The other kids smelled weakness. After all, nine kids to six adults is an uneven battle. They banded together and began to whine, moan, twitch, and make everyone in the small gift shop miserable. I looked at my brother with the beginning of blame lighting my eyes. “How are we supposed to do this?” I hissed under my breath as my little one hung on to my arm like I was the momma ape and started swinging around, dangerously close to the bottles.
“It’ll be fine,” he promised.
The guide brought us to our next destination. A long flight of stairs led to a large balcony where two round tables were set up. She looked down at all the children huddled around the steps and immediately looked bitchy. “Are these all your children?” she asked in mock amazement. We laughed and nodded as if we could handle it.
Then my brother brought the adults together for a pep talk.
“Ok, team. This is what we need to do. We’ll buy them anything they want. The tasting is exactly 30 minutes. They need to stay in their seats at their own table for 30 minutes. We can do this. We need to bribe, threaten, and do anything possible to MAKE THIS HAPPEN.”
I could tell my husband wanted to bail immediately. I knelt in front of my boys, two admitted chocoholics. Forget the threats, I needed the big guns. “Sweeties, did you see the big chocolate cupcakes and brownies at the door?” I asked. They nodded, eyes large as saucers. “Well, I will buy you BOTH. All you have to do is promise mommy you will stay in your seat and not move for a little bit. OK?”

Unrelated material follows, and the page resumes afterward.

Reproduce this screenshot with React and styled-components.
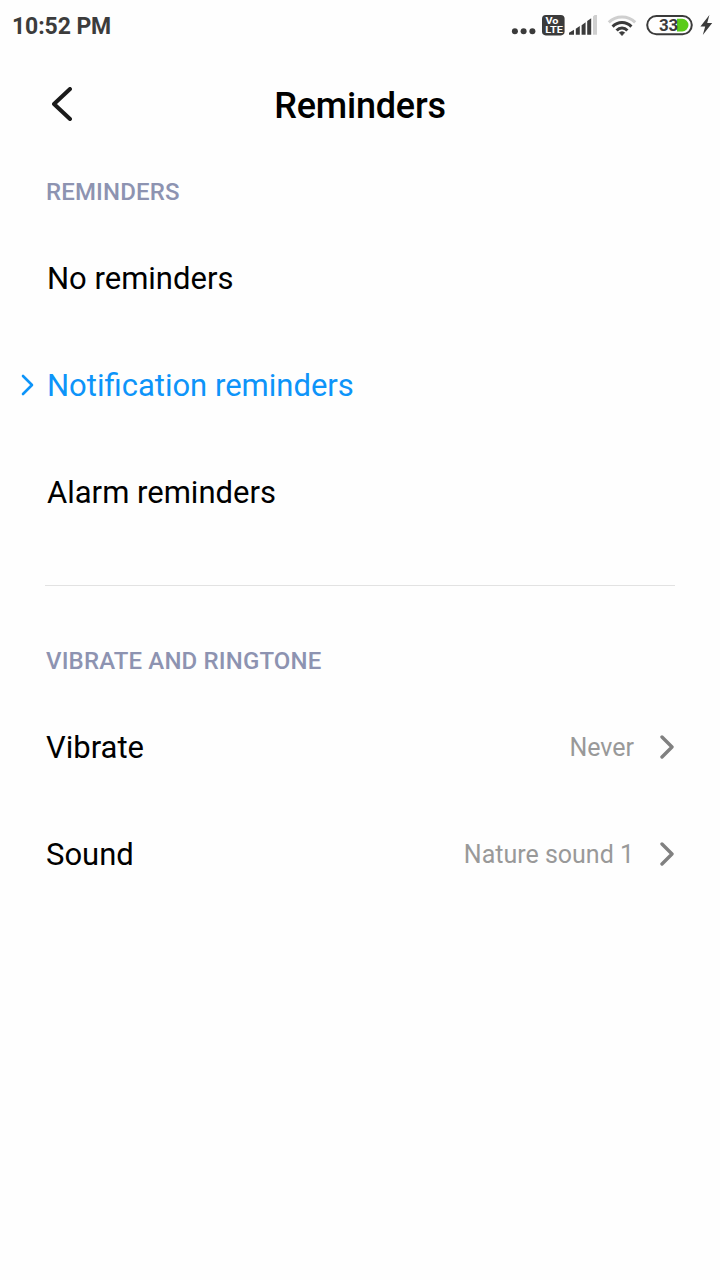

They nodded eagerly and we all trudged up the stairs. We settled all the children, dumped some dry crackers in the middle of the table and gave them THE LOOK. You know, the look that says behave and I won’t beat you and will buy you anything you want?
Then an amazing thing happened. Eight of the children sat in their chairs, and began quietly talking. The adults settled at the table and the tasting begun.
Notice I said 8?
That’s because my oldest took that moment to burst into tears, horrified at the idea that he was not sitting next to me but behind me at a separate table. He clung to my leg, squeezed on my lap, while I acted charming to the hostess, watched everyone else get into their wine, and hissed threats under my breath.
And then the thought came again like a neon sign.
WHY IS IT ALWAYS MY CHILD????
I told him no cupcakes. I told him he would go to bed and not play with his cousins. But he squashed his body as close to mine as possible as if drinking my wine would make me disappear. So, I did what I always do: at every party since he was born, at home, at every big holiday I ever attended.
I ignored him and drank my wine.
Eventually, it worked. He quietly faded to his seat and stayed with the other kids. When I glanced at him, he smiled and I gave him the thumbs up sign. A quick conference ensured he would get the brownie and cupcake because he only disobeyed half of the time. My brother agreed.
At the end of the tasting, the hostess had been turned. She gave us a genuine smile with warmth and said, “My goodness, you are the best parents in the whole world. I could have never done this with another group. Nine children and not a peep!!”
The three moms preened and put every peacock to shame.
We bought a few bottles and took the kids for their sugar rush. Then they ran through the fields of the vineyard, and watched kites fly through the air, and petted strange dogs, and had races in the cornstalks. We relaxed and drank and ate cheese and laughed. I remember thinking to myself: this is a great moment. And it was.
Then my brother’s girlfriend turned towards me and motioned toward the children in the corn stalks. “What’s that guy doing over there?”
I glanced over and saw one adult man, watching our big group, dressed in some black jacket. We sipped and watched. “Hope he’s not a pedophile, “I commented. She nodded. “Yeah, that would suck. We would need to go right away, then.”
We looked at each other and made a quick decision.
We rounded up all of the husbands to go chase the strange man out of the cornfield and went about our business.
The moral of the blog?
Sometimes, we just need to relax. Do something out of the ordinary and hope it works out. Sometimes it won’t. Sometimes it will.
But when it does work out, it’s so worth it. Isn’t it?